Coulter Grove Intermediate School has enrolled 130 fifth-graders, 152 sixth-graders and 151 seventh-graders, Winstead said. Montgomery Ridge Intermediate School has enrolled 140 fifth-graders, 171 sixth-graders and 184 seventh-graders. School totals, which represent the number of students enrolled in classes for both semesters, don’t reflect the number of unique students.
Maryville Junior High School has enrolled 82 eighth-graders and 85 ninth-graders, he said. Class enrollment is more than 20 percent of each grade level’s population.
Maryville High School is offering two class sections, which serve 39 students, Winstead said. Administrators plan to roll out one additional course per year until the school has a full STEM program.
In addition to overall student enrollment, school officials are pleased with the program’s gender distribution.
Female students constitute about 30 percent of each intermediate school’s program, Winstead said. Females constitute about 19.5 percent of Maryville Junior High School’s eighth grade classes and 10.6 percent of ninth grade classes.
‘Definitely not a fad’
The district’s STEM teachers are reporting promising initial results in their classrooms.
“The kids have really taken to it,” said Montgomery Ridge Intermediate School teacher Jeremy Russell. “Some students who struggle in other areas are doing the best, because it presents the material in different ways and allows them to be more hands-on. I’ve been very pleased with their efforts.”
Students have worked with design and drafting software and completed various projects, he said.
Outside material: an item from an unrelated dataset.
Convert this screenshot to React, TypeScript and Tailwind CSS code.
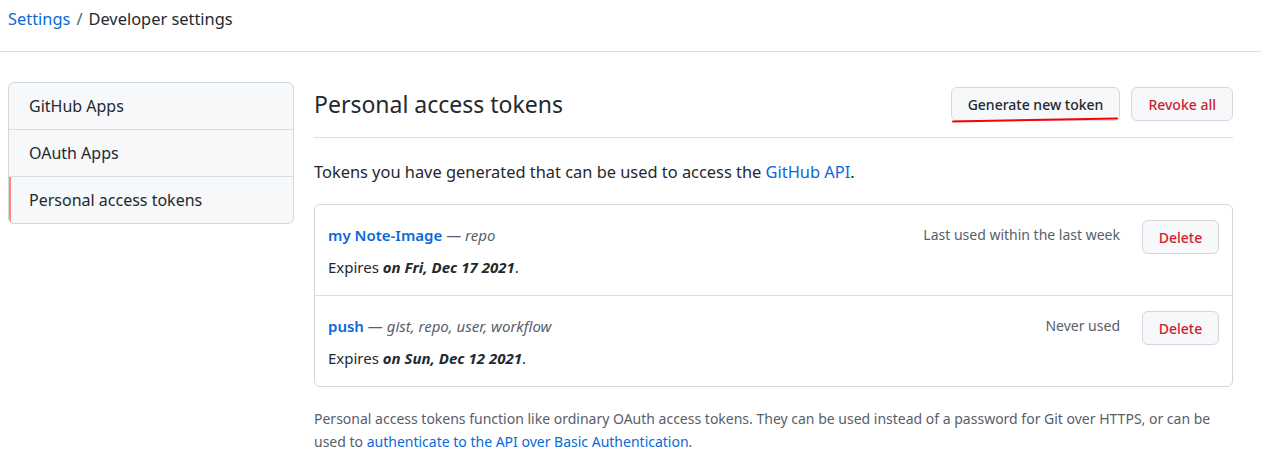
import React from "react";

const tokens = [
  {
    name: "my Note-Image",
    scopes: "repo",
    expires: "on Fri, Dec 17 2021",
    used: "Last used within the last week",
  },
  {
    name: "push",
    scopes: "gist, repo, user, workflow",
    expires: "on Sun, Dec 12 2021",
    used: "Never used",
  },
];

const SideItem = ({ label, active }: { label: string; active?: boolean }) => (
  <div
    className={
      "relative flex items-center px-[20px] text-[16px] text-[#24292f] " +
      (active ? "h-[46px]" : "h-[47px] border-b border-[#d8dee4]")
    }
  >
    {active ? (
      <span className="absolute left-0 top-0 bottom-0 w-[2px] bg-[#fd8c73]" />
    ) : null}
    {label}
  </div>
);

const App = () => {
  return (
    <div
      className="w-[1261px] h-[459px] bg-white text-[#24292f] overflow-hidden"
      style={{ fontFamily: '"Noto Sans", "Liberation Sans", sans-serif' }}
    >
      <div className="h-[52px] border-b border-[#d8dee4] px-2 pt-[7px] text-[16.4px] leading-[24px]">
        <a className="text-[#0969da]">Settings</a>
        <span className="text-[#57606a] mx-[6px]">/</span>
        <span>Developer settings</span>
      </div>

      <div className="flex pt-[30px] pl-2 pr-[28px]">
        <div className="w-[286px] shrink-0">
          <div className="border border-[#d0d7de] rounded-[6px] bg-[#f6f8fa] overflow-hidden">
            <SideItem label="GitHub Apps" />
            <SideItem label="OAuth Apps" />
            <SideItem label="Personal access tokens" active />
          </div>
        </div>

        <div className="flex-1 ml-5">
          <div className="flex items-center justify-between pt-[5px] pb-[16px] border-b border-[#d8dee4]">
            <h2 className="text-[23px] leading-[34px] font-normal">Personal access tokens</h2>
            <div className="flex gap-[11px]">
              <div className="relative">
                <button className="h-[34px] px-[16px] rounded-[6px] border border-[#d0d7de] bg-[#f6f8fa] text-[14px] font-medium text-[#24292f]">
                  Generate new token
                </button>
                <svg
                  className="absolute left-[1px] bottom-[-2px] pointer-events-none"
                  width="166"
                  height="6"
                  viewBox="0 0 166 6"
                >
                  <path d="M1 4.5 L165 1.5" stroke="#ff0000" strokeWidth="2" fill="none" strokeLinecap="round" />
                </svg>
              </div>
              <button className="h-[34px] px-[16px] rounded-[6px] border border-[#d0d7de] bg-[#f6f8fa] text-[14px] font-medium text-[#cf222e]">
                Revoke all
              </button>
            </div>
          </div>

          <p className="mt-[22px] text-[16.4px] leading-[24px]">
            Tokens you have generated that can be used to access the{" "}
            <a className="text-[#0969da]">GitHub API</a>.
          </p>

          <div className="mt-[20px] border border-[#d0d7de] rounded-[6px]">
            {tokens.map((t, i) => (
              <div
                key={t.name}
                className={
                  "flex justify-between px-[13px] py-[15px]" +
                  (i > 0 ? " border-t border-[#d8dee4]" : "")
                }
              >
                <div className="pt-[3px] pb-[1px] text-[15px] leading-[24px]">
                  <div className="h-[24px]">
                    <a className="font-semibold text-[#0969da]">{t.name}</a>
                    <span className="text-[#57606a]">
                      {" "}
                      — <em>{t.scopes}</em>
                    </span>
                  </div>
                  <div className="mt-2 h-[24px]">
                    Expires <em className="font-bold">{t.expires}</em>.
                  </div>
                </div>
                <div className="flex items-start gap-[22px]">
                  <span className="pt-[3px] text-[14px] leading-[24px] text-[#57606a]">{t.used}</span>
                  <button className="h-[34px] w-[77px] rounded-[6px] border border-[#d0d7de] bg-[#f6f8fa] text-[14px] font-medium text-[#cf222e]">
                    Delete
                  </button>
                </div>
              </div>
            ))}
          </div>

          <p className="mt-[20px] text-[14px] leading-[23px] text-[#57606a]">
            Personal access tokens function like ordinary OAuth access tokens. They can be used instead of a
            password for Git over HTTPS, or can be used to{" "}
            <a className="text-[#0969da]">authenticate to the API over Basic Authentication</a>.
          </p>
        </div>
      </div>
    </div>
  );
};

export default App;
They have designed, constructed and raced model cars, worked with robotics and designed roller coasters.
Russell tries to limit the amount of downtime. “I dive in and do it. I try to minimize the amount of time that kids are sitting there. If I show them a PowerPoint presentation, I don’t spend a lot of time on it. I want them to be able to design and do.”
The teacher also tries to create a classroom environment that simulates real workplaces. Students can work with whomever they want and sit wherever they want in the classroom.
“I present them with a problem, and the solution is entirely up to them,” he said. “They constantly blow me away and surprise me with their solutions. Half of the class makes something similar. They look similar and function similar to each other. It’s usually a result of the kids being impressed with something that someone else is doing and deciding to pursue a similar process. However, I always have at least one project that’s completely outside what everybody else did.”
Russell thinks the program’s future is bright. “The program is first-rate, definitely not a fad. It will continue to grow and develop.”
‘Kids love it’
“The kids love it,” said Foothills Elementary School teacher Bartley McMurray. “Kids can’t wait to get into STEM class. They’re dying to get in here.”
Students have built water balloon launchers, made hot air balloons, blown up plastic sandwich bags and constructed towers out of plastic cups for a certain famous movie monster to climb, he said. “While the activities reinforce classroom lessons, they don’t understand that it’s the whole purpose. They just enjoy this fun learning process.”
McMurray tries to create a classroom environment that stresses real-world skills. “For this age group, teamwork is a very important skill. From here to the intermediate schools, junior high school and high school, it’s going to require some form of group work. We remind them and talk about it on a fairly frequent basis. They’re starting to accomplish it, and we’re seeing a lot of growth.”
Students are also taking pride and ownership in their STEM education, he said. “I’m seeing a whole new excitement in their learning. They’re learning things and taking it home to their parents. It’s brought such an excitement and joy to their lives.”